A deconstructive reading of Sunusi’s remarks on Tinubu’s economic policies
By Bashir Uba Ibrahim, Ph.D.
Emir Muhammadu Sanusi II’s recent remarks about the harsh economic policies of President Bola Ahmed Tinubu’s government, made during the 21st Memorial Lecture for the late Gani Fawehinmi organised by the Nigerian Bar Association, NBA Ikeja Branch in Lagos, themed ‘Bretton Woods and the African Economies: Can Nigeria Survive Another Structural Adjustment Programme’, have sparked a diverse range of reactions across social media.
As the chairman of the occasion, when giving a microphone to comment, he remarked, “I can give a few points here about what we are going through and how it was predictable and avoidable. But I am not going to do that because I have chosen not to speak on the economic reforms or to explain anything because if I explain it, it will help this government. But I do not want to help this government. They are my friends, but if they do not behave like friends, I will not behave like a friend”.
These remarks received and continuously attracted fierce critical rebuttals and approbations from the government and Emir Sunusi’s perceived critics. On the other hand, his apologists are overtly in a tactical defence of such remarks on the pretence that the Emir is a victim of misperception by the public and misinterpretation by the media as they usually used to quote him out of context. Even the Emir himself is reported by the Leadership newspaper lamenting that his remarks were taken out of context, reducing the broader message of his speech to a single paragraph. But Emir and his media warriors fail to understand that linguistically, by the time a person makes an utterance, he no longer has control over it.
To borrow a popular Hausa adage which says magana zarar bunu, idan ta fita ba ta dawowa or what Jean-Paul Sartre called “every word has its consequences” or in what Roland Barthes, the prominent French Structuralist and Post-structuralist literary theorist and critic called in his widely celebrated magnum opus “the death of the author is the rise of the reader”. Similarly, Barthes argues that “once the author is removed, the claim to decipher a text becomes quite futile.
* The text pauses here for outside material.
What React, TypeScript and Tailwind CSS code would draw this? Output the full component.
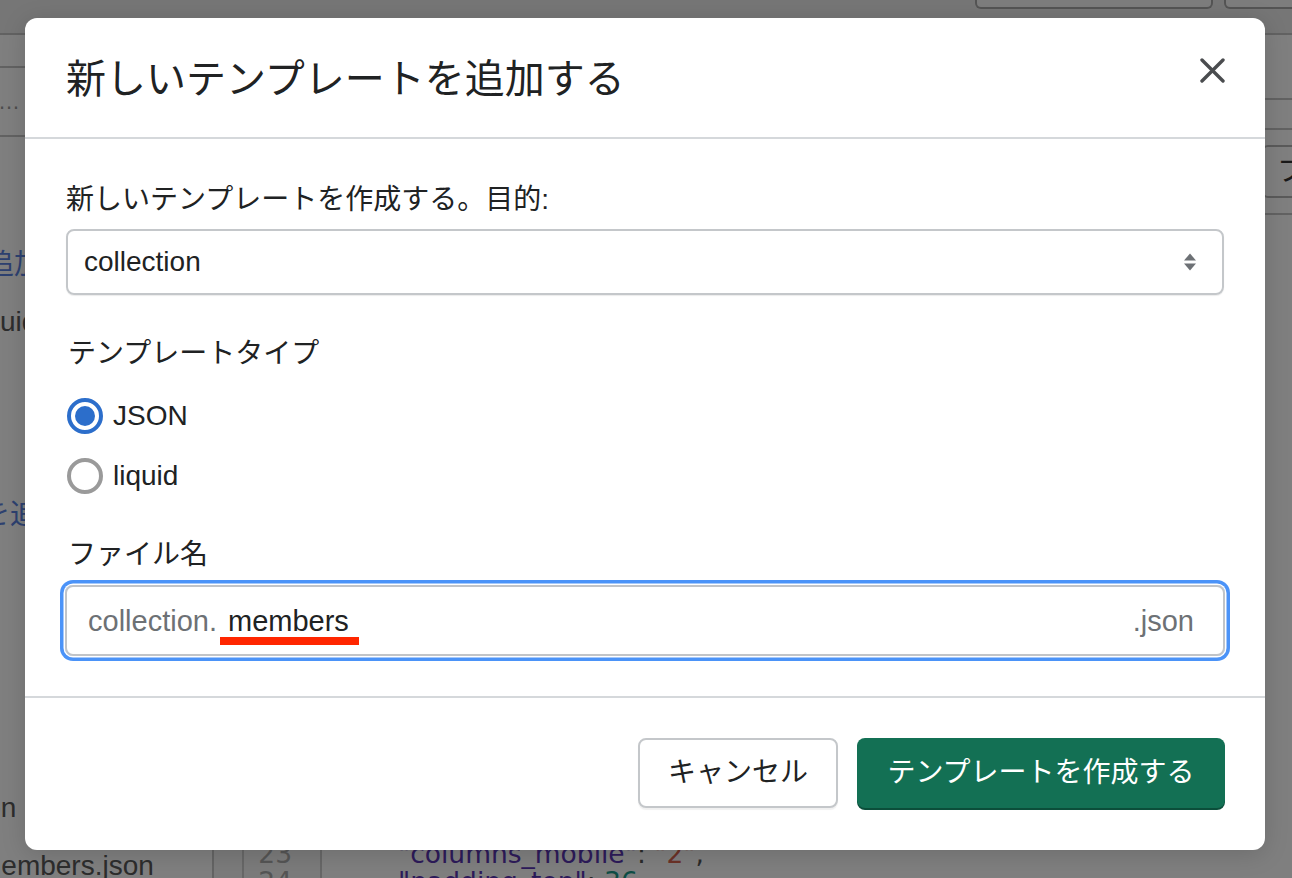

To give a text an author is to impose a limit on that text, to furnish it with a final signified”. And the text here refers to both spoken discourse (phonocentrism) and written (logocentrism). The former is the spoken remarks by the Emir, while the latter is its interpretations or deconstructive reading(s). Thus, the latter supplements the former in what Derrida called “doubling critique”.
Meanwhile, concerning the above remarks by the Emir, the media houses have done what part of their job, i.e., deconstructive or interpretive journalism. Thus, by the time the Emir loses authority or control over his utterances, it is when the media and the general public have the right to interpret him the way they like. Thus, it forms the crux of their deconstructive readings of Emir Sunusi’s remarks. Therefore, the more remarks are enmeshed with aporia and entangled in contradiction, dislocation and disunity of words or, to borrow Jacques Derrida’s words, “play”, “decentering”, or “rupture” like the one made by Emir Sunusi, the more it attracts deconstructive readings or interpretation from various standpoints.
For instance, Emir’s remarks, as widely reported by the media, sound contradictory if not antipodal or antithesis. Given his unflinching and uncompromising stand as an unrepentant neo-liberalist who always supports the removal of fuel subsidy and currency liberalisation, floating of the naira against the dollar, which ultimately leads to the devaluation of the former, how can you say the situation the Nigerian government find itself is “avoidable” while you are among those who advise the government to implement such policies for reforming the shrinking economy. As the popular social media influencer Aliyu Dahiru Aliyu (Sufi) argues, “…For years, Sanusi has been a vocal advocate of neo-liberal economic policies, including subsidy removal and currency liberalisation–policies now adopted by Tinubu’s administration. These were once touted by people like Sanusi as the perfect remedies for our economic woes, yet their implementation, according to his recent expression, hasn’t delivered the promised relief. So, what fresh ideas Sanusi hides that he can offer if the FG has been friendly towards him apart from the familiar intellectual manoeuvres?”.
Finally, as opined by the father of modern linguistics, the popular Swiss linguist Ferdinand de Saussure, that language be spoken as the one used by the Emir or written, i.e., the one used by his deconstructive readers is a system of signs; that the sign (word) is the basic unit of meaning, and that the sign comprises a signifier (form) and signified (mental representation or meaning). Therefore, the signifiers uttered by Emir Sunusi carry variants of signifieds in what Derrida called “transcendental signified”, which are beyond the control of their owner (the Emir) and thus warrant such myriad deconstructive reading(s).